Gonzales assigns two grounds of error: (1) the trial court erred in denying appellant's application for Writ of Habeas Corpus because allowing the State to proceed with this case will place appellant in jeopardy a second time for an offense for which he has already been convicted, and (2) the trial court erred in denying the writ because allowing the State to continue with the prosecution of the case under the circumstances would constitute a denial of due process of law. We overrule both grounds of error and affirm the order of the trial court denying the writ.

The Fifth Amendment to the United States Constitution, prohibiting a person from being placed twice in jeopardy for the same offense, is applicable to the states. Benton v. Maryland, 395 U.S. 784, 89 S.Ct. 2056, 23 L.Ed.2d 707 (1969). See Ex parte Robinson, 641 S.W.2d 552, 554 (Tex.Cr.App.1982). Gonzales correctly argues that because the focus of the writ, under his first ground of error, is on the risk of conviction, he may present his writ claiming double jeopardy to the trial court prior to trial and if the trial court denies same after hearing, he may appeal to this Court. Tex.Code Cr.P.Ann. art. 44.34; United States v. Hollywood Motor Company, 458 U.S. 263, 102 S.Ct. 3081, 73 L.Ed.2d 754 (1982); Ex parte Robinson, supra.

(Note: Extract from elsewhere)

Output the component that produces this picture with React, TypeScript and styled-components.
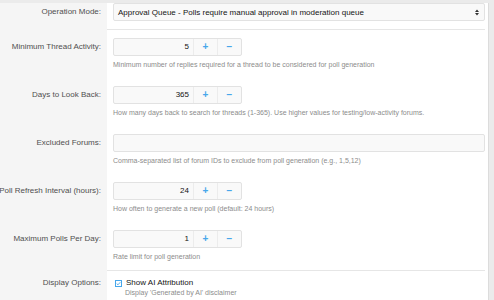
import styled, { createGlobalStyle } from "styled-components";

const GlobalStyle = createGlobalStyle`
  html, body {
    margin: 0;
    padding: 0;
    background: #ebebeb;
    font-family: "Liberation Sans", Arial, sans-serif;
  }
`;

const Page = styled.div`
  width: 494px;
  height: 300px;
  overflow: hidden;
  padding-top: 3px;
  box-sizing: border-box;
`;

const Block = styled.div`
  width: 489px;
  background: #fff;
  border-right: 1px solid #dcdcdc;
  border-bottom: 1px solid #dcdcdc;
  box-sizing: border-box;
`;

const Row = styled.dl`
  display: grid;
  grid-template-columns: 107px 1fr;
  margin: 0;
`;

const Label = styled.dt`
  background: #f5f5f5;
  display: flex;
  justify-content: flex-end;
  align-items: flex-start;
  font-size: 8px;
  color: #4f4f4f;
  padding: ${(p) => (p.$top ?? 8) + 4}px 6px 0 0;
  line-height: 10px;
  white-space: nowrap;
  min-width: 0;
`;

const Body = styled.dd`
  margin: 0;
  padding: ${(p) => p.$top ?? 8}px 0 ${(p) => p.$bottom ?? 8}px 6px;
  margin-right: 3px;
  border-bottom: ${(p) => (p.$separated ? "1px solid #e6e6e6" : "none")};
`;

const Select = styled.div`
  height: 18px;
  box-sizing: border-box;
  border: 1px solid #e2e2e2;
  border-radius: 2px;
  background: #f9f9f9;
  display: flex;
  align-items: center;
  justify-content: space-between;
  padding: 0 5px 0 4px;
  font-size: 8px;
  color: #141414;
`;

const Arrows = styled.span`
  display: flex;
  align-items: center;
`;

const NumberBox = styled.div`
  display: flex;
  width: 129px;
  height: 18px;
  box-sizing: border-box;
  border: 1px solid #e2e2e2;
  border-radius: 2px;
  background: #f9f9f9;
`;

const NumberValue = styled.div`
  flex: 1;
  text-align: right;
  padding-right: 4px;
  font-size: 8px;
  line-height: 16px;
  color: #141414;
`;

const StepButton = styled.div`
  width: 23px;
  border-left: 1px solid #ececec;
  color: #47a7eb;
  font-size: 10px;
  font-weight: bold;
  line-height: 15px;
  text-align: center;
`;

const TextBox = styled.div`
  height: 18px;
  box-sizing: border-box;
  border: 1px solid #e2e2e2;
  border-radius: 2px;
  background: #f9f9f9;
`;

const Hint = styled.div`
  margin-top: 3px;
  font-size: 7px;
  line-height: 11px;
  color: #8c8c8c;
  white-space: nowrap;
`;

const CheckRow = styled.label`
  display: flex;
  align-items: center;
  gap: 4px;
  padding-left: 2px;
  font-size: 8px;
  line-height: 10px;
  color: #141414;
`;

const CheckHint = styled(Hint)`
  margin-top: 0;
  padding-left: 12px;
  line-height: 10px;
`;

const CheckBox = () => (
  <svg width="7" height="7" viewBox="0 0 7 7">
    <rect x="0.5" y="0.5" width="6" height="6" fill="#fff" stroke="#47a7eb" />
    <path d="M1.7 3.6 L3 4.8 L5.3 2.2" fill="none" stroke="#47a7eb" strokeWidth="0.9" />
  </svg>
);

const NumberField = ({ value }: { value: string }) => (
  <NumberBox>
    <NumberValue>{value}</NumberValue>
    <StepButton>+</StepButton>
    <StepButton>−</StepButton>
  </NumberBox>
);

const numberRows = [
  {
    label: "Minimum Thread Activity:",
    value: "5",
    hint: "Minimum number of replies required for a thread to be considered for poll generation",
  },
  {
    label: "Days to Look Back:",
    value: "365",
    hint: "How many days back to search for threads (1-365). Use higher values for testing/low-activity forums.",
  },
];

const laterRows = [
  {
    label: "Poll Refresh Interval (hours):",
    value: "24",
    hint: "How often to generate a new poll (default: 24 hours)",
  },
  {
    label: "Maximum Polls Per Day:",
    value: "1",
    hint: "Rate limit for poll generation",
  },
];

export default function App() {
  return (
    <Page>
      <GlobalStyle />
      <Block>
        <Row>
          <Label $top={0}>Operation Mode:</Label>
          <Body $top={0} $separated>
            <Select>
              <span>Approval Queue - Polls require manual approval in moderation queue</span>
              <Arrows>
                <svg width="4" height="7" viewBox="0 0 4 7">
                  <path d="M0 3 L2 0.5 L4 3 Z M0 4 L2 6.5 L4 4 Z" fill="#333" />
                </svg>
              </Arrows>
            </Select>
          </Body>
        </Row>
        {numberRows.map((r) => (
          <Row key={r.label}>
            <Label>{r.label}</Label>
            <Body>
              <NumberField value={r.value} />
              <Hint>{r.hint}</Hint>
            </Body>
          </Row>
        ))}
        <Row>
          <Label>Excluded Forums:</Label>
          <Body>
            <TextBox />
            <Hint>Comma-separated list of forum IDs to exclude from poll generation (e.g., 1,5,12)</Hint>
          </Body>
        </Row>
        {laterRows.map((r, i) => (
          <Row key={r.label}>
            <Label>{r.label}</Label>
            <Body $separated={i === laterRows.length - 1}>
              <NumberField value={r.value} />
              <Hint>{r.hint}</Hint>
            </Body>
          </Row>
        ))}
        <Row>
          <Label $top={3}>Display Options:</Label>
          <Body $top={7} $bottom={4}>
            <CheckRow>
              <CheckBox />
              Show AI Attribution
            </CheckRow>
            <CheckHint>Display 'Generated by AI' disclaimer</CheckHint>
          </Body>
        </Row>
      </Block>
    </Page>
  );
}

Gonzales argues that following his being found guilty and being placed on probation he did nothing to set aside his conviction until a motion to revoke his probation was filed five years later. It was then that the indictment was dismissed upon his motion in which he correctly contended that the indictment was void. Despite the fact that the indictment was dismissed on his motion, he insists that jeopardy can attach even though the indictment was void. Counsel for Gonzales candidly admits that none of the authorities cited in his brief are based upon a dismissal at the instance of the accused where the indictment upon which the conviction is founded is void.

In Allen v. State, 656 S.W.2d 592, 594 (Tex.App.1983, no pet.) we held:

In every appeal involving the issue of double jeopardy, inquiry begins with the question of whether the defendant was ever first placed in jeopardy, Crist v. Bretz, 437 U.S. 28 [98 S.Ct. 2156, 57 L.Ed.2d 24] ... (1978), for it is axiomatic fact that there can be no double jeopardy unless the defendant has been previously placed in jeopardy.

In Illinois v. Somerville, 410 U.S. 458, 93 S.Ct. 1066, 35 L.Ed.2d 425 (1973), the defendant was indicted for the crime of theft. The case was called for trial and a jury was impaneled and sworn. The next day, the prosecuting attorney realized that the indictment was fatally defective under Illinois law. As in Texas, an indictment in Illinois is the means by which a defendant may be brought to trial for felony offenses. The trial court granted the State's motion for a mistrial, after which a second indictment, meeting the requirements of the statute, was returned. Defendant, at arraignment, raised the claim of double jeopardy and was overruled. The jury convicted the defendant, sentence was imposed, and the conviction was upheld by the Illinois courts. The defendant sought federal habeas corpus relief, alleging double jeopardy. The Seventh Circuit affirmed the denial of habeas...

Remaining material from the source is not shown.